The Slope of the Unit Circle
While Sine and Cosine tell us the position (\(x, y\)) on the circle, Tangent tells us the Slope of the line connecting the center to that point.
- \(\tan\theta = \frac{\sin\theta}{\cos\theta} = \frac{y}{x}\)
- Cotangent (cot): The reciprocal of tangent. \(\cot\theta = \frac{1}{\tan\theta} = \frac{x}{y}\).
Worked Examples
Example 1: Undefined Tangent
At what angles is \(\tan\theta\) undefined?
- Tangent is undefined when \(\cos\theta = 0\).
- On the unit circle, this happens at the top (\(90^\circ\)) and bottom (\(270^\circ\)).

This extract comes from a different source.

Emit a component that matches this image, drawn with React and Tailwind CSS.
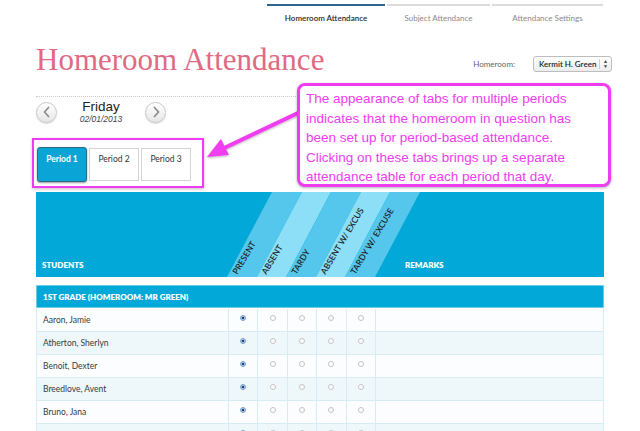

- Result: \(90^\circ, 270^\circ, \dots\)
Example 2: Calculating Cotangent
Find \(\cot(45^\circ)\).
- At 45°, \(x = y\). Therefore, \(x/y = 1\).
- Result: 1
The Bridge to Quantum Mechanics
In Quantum Mechanics, we often deal with "Phase Velocity." The tangent function appears when we calculate the relationship between the real and imaginary parts of a wave. In Chapter 11, we will solve the "Finite Square Well" problem. The allowed energy levels of the particle are found where a line intersects a Tangent Curve. Because the tangent function has "gaps" (asymptotes), it forces the energy levels of the particle to be discrete (quantized). The gaps in the tangent function are the reason why energy is quantized.